The skies are glowing gaily
with the earth in whitest dress 
to see Jesus in his cradle
drink deep at his mother’s breast

And there on a lonely hillside
the shepherds bow down in fear
when the heavens open brightly
and God’s message rings out so clear:

Glory now to the Father 
in all the heavens high,
and peace to His friends on earth below 
is all the angels’ cry.
We are the children of the Child.  With His birth comes our birth, a birth into His baptism, His life, His death, and His resurrection.  This Child comes to give us life, and we know that life is not always peaceful, still, or glorious.  Angels do not always sing.  Shepherds do not always bow in worship.  Mangers do not always cradle the Son of God.  The time will come when this Child will be cradled by harsher wood.  The time will come when the title, “Messiah” will be given with a slap rather than a mother's caress.  The time will come when this Child is wrapped in burial garments, not swaddling clothes.  But tonight is not that time.  Tonight we gather in child-like wonder to hear the story again, to draw near and raise our voices to praise the Child who is born for us.   Tonight we children of the Child come to give Him honor and glory, songs and praise, the best we can give.  Tonight the voices that insist on destroying our innocence and peace cannot prevail.  Tonight the song rises around the world:  “We are yours, dear Lord, such as we are: enlighten our hearts and minds – make us Your children once more.”  
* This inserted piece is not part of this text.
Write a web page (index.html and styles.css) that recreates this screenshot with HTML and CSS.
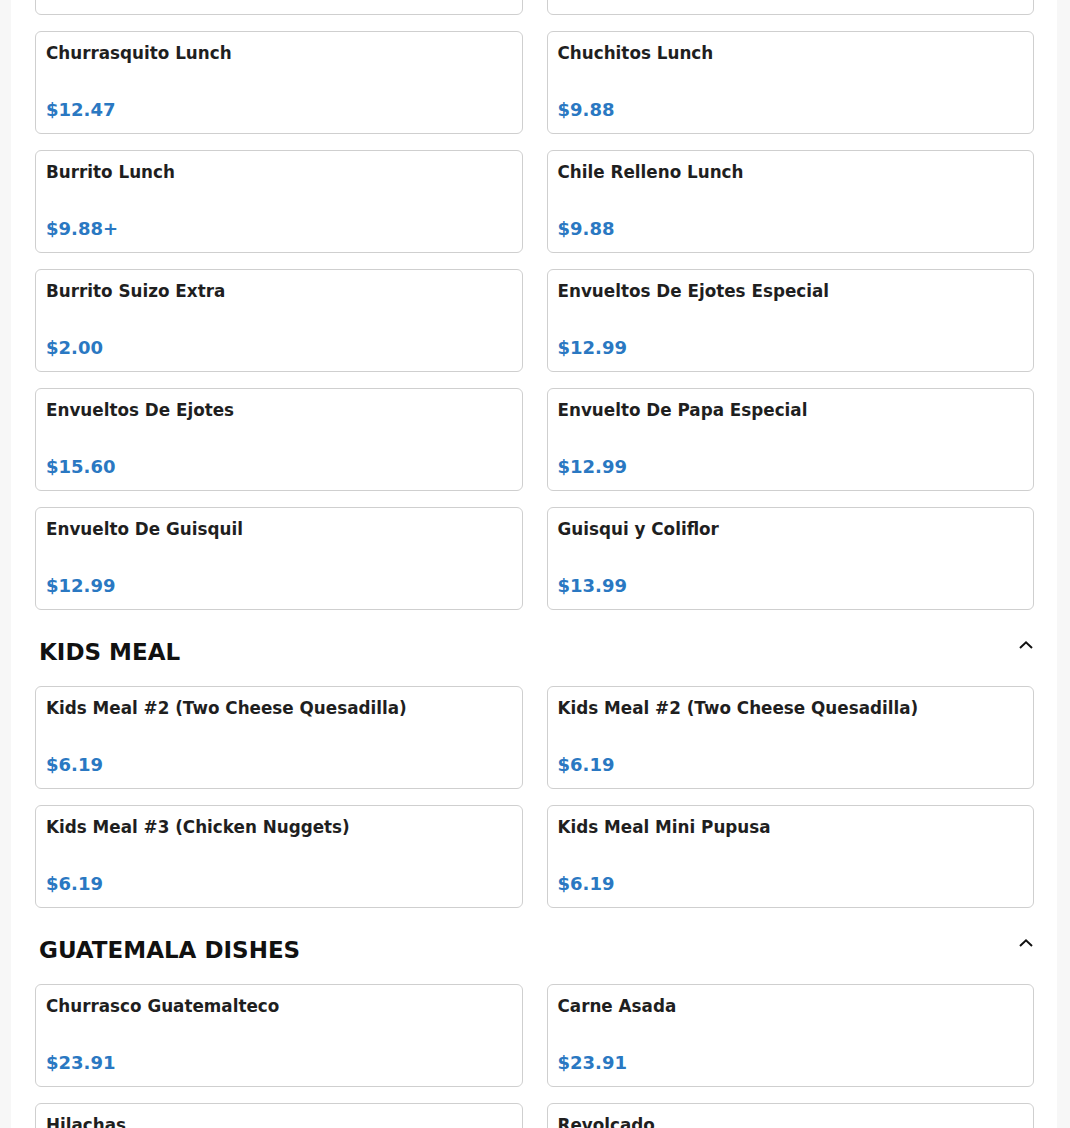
FILE: index.html
```html
<!DOCTYPE html>
<html lang="en">
<head>
<meta charset="utf-8">
<title>Menu</title>
<link rel="stylesheet" href="styles.css">
</head>
<body>
<main class="page">
  <section class="section section-first">
    <div class="grid">
      <div class="card"><div class="name">Pupusa Lunch</div><div class="price">$12.47</div></div>
      <div class="card"><div class="name">Tamal Lunch</div><div class="price">$12.47</div></div>
      <div class="card"><div class="name">Churrasquito Lunch</div><div class="price">$12.47</div></div>
      <div class="card"><div class="name">Chuchitos Lunch</div><div class="price">$9.88</div></div>
      <div class="card"><div class="name">Burrito Lunch</div><div class="price">$9.88+</div></div>
      <div class="card"><div class="name">Chile Relleno Lunch</div><div class="price">$9.88</div></div>
      <div class="card"><div class="name">Burrito Suizo Extra</div><div class="price">$2.00</div></div>
      <div class="card"><div class="name">Envueltos De Ejotes Especial</div><div class="price">$12.99</div></div>
      <div class="card"><div class="name">Envueltos De Ejotes</div><div class="price">$15.60</div></div>
      <div class="card"><div class="name">Envuelto De Papa Especial</div><div class="price">$12.99</div></div>
      <div class="card"><div class="name">Envuelto De Guisquil</div><div class="price">$12.99</div></div>
      <div class="card"><div class="name">Guisqui y Coliflor</div><div class="price">$13.99</div></div>
    </div>
  </section>

  <section class="section">
    <div class="section-head">
      <h2 class="section-title">KIDS MEAL</h2>
      <svg class="chevron" width="16" height="16" viewBox="0 0 16 16" aria-hidden="true"><polyline points="2,10 8,4.3 14,10" fill="none" stroke="#111" stroke-width="2"/></svg>
    </div>
    <div class="grid">
      <div class="card"><div class="name">Kids Meal #2 (Two Cheese Quesadilla)</div><div class="price">$6.19</div></div>
      <div class="card"><div class="name">Kids Meal #2 (Two Cheese Quesadilla)</div><div class="price">$6.19</div></div>
      <div class="card"><div class="name">Kids Meal #3 (Chicken Nuggets)</div><div class="price">$6.19</div></div>
      <div class="card"><div class="name">Kids Meal Mini Pupusa</div><div class="price">$6.19</div></div>
    </div>
  </section>

  <section class="section">
    <div class="section-head">
      <h2 class="section-title">GUATEMALA DISHES</h2>
      <svg class="chevron" width="16" height="16" viewBox="0 0 16 16" aria-hidden="true"><polyline points="2,10 8,4.3 14,10" fill="none" stroke="#111" stroke-width="2"/></svg>
    </div>
    <div class="grid">
      <div class="card"><div class="name">Churrasco Guatemalteco</div><div class="price">$23.91</div></div>
      <div class="card"><div class="name">Carne Asada</div><div class="price">$23.91</div></div>
      <div class="card"><div class="name">Hilachas</div><div class="price">$18.99</div></div>
      <div class="card"><div class="name">Revolcado</div><div class="price">$18.99</div></div>
    </div>
  </section>
</main>
</body>
</html>
```

FILE: styles.css
```css
html, body {
  margin: 0;
  padding: 0;
  background: #f7f7f7;
  overflow: hidden;
}

body {
  font-family: "DejaVu Sans", "Liberation Sans", sans-serif;
  color: #1f1f1f;
}

.page {
  background: #ffffff;
  margin: -88px 13px 0 11px;
  padding: 0 23px 40px 24px;
  min-height: 1300px;
}

.section-head {
  display: flex;
  justify-content: space-between;
  align-items: flex-start;
  margin: 26px 0 18px;
  padding: 0 0 0 4px;
}

.section-title {
  margin: 0;
  font-size: 23px;
  line-height: 32px;
  font-weight: 700;
  color: #111111;
}

.chevron {
  display: block;
  margin: 2px 0 0 0;
}

.grid {
  display: grid;
  grid-template-columns: 1fr 1fr;
  column-gap: 24px;
  row-gap: 16px;
}

.card {
  border: 1px solid #cfcfcf;
  border-radius: 6px;
  padding: 11px 10px 12px 10px;
  background: #ffffff;
}

.name {
  font-size: 16.8px;
  line-height: 20px;
  font-weight: 700;
  color: #1f1f1f;
}

.price {
  margin-top: 36px;
  font-size: 18px;
  line-height: 22px;
  font-weight: 700;
  color: #2a78c2;
}
```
We are the children for whom this Child is born.  Join the song of the angels and welcome the One who comes to make you His own, a child of His redeeming love and overwhelming forgiveness, and may the light and life of this Child strengthen and sustain you in the days to come.  The peace of God, which passes all human understanding, born this night in Bethlehem, keep your hearts and minds in this Child, Christ Jesus our Lord, now and forever.  Amen.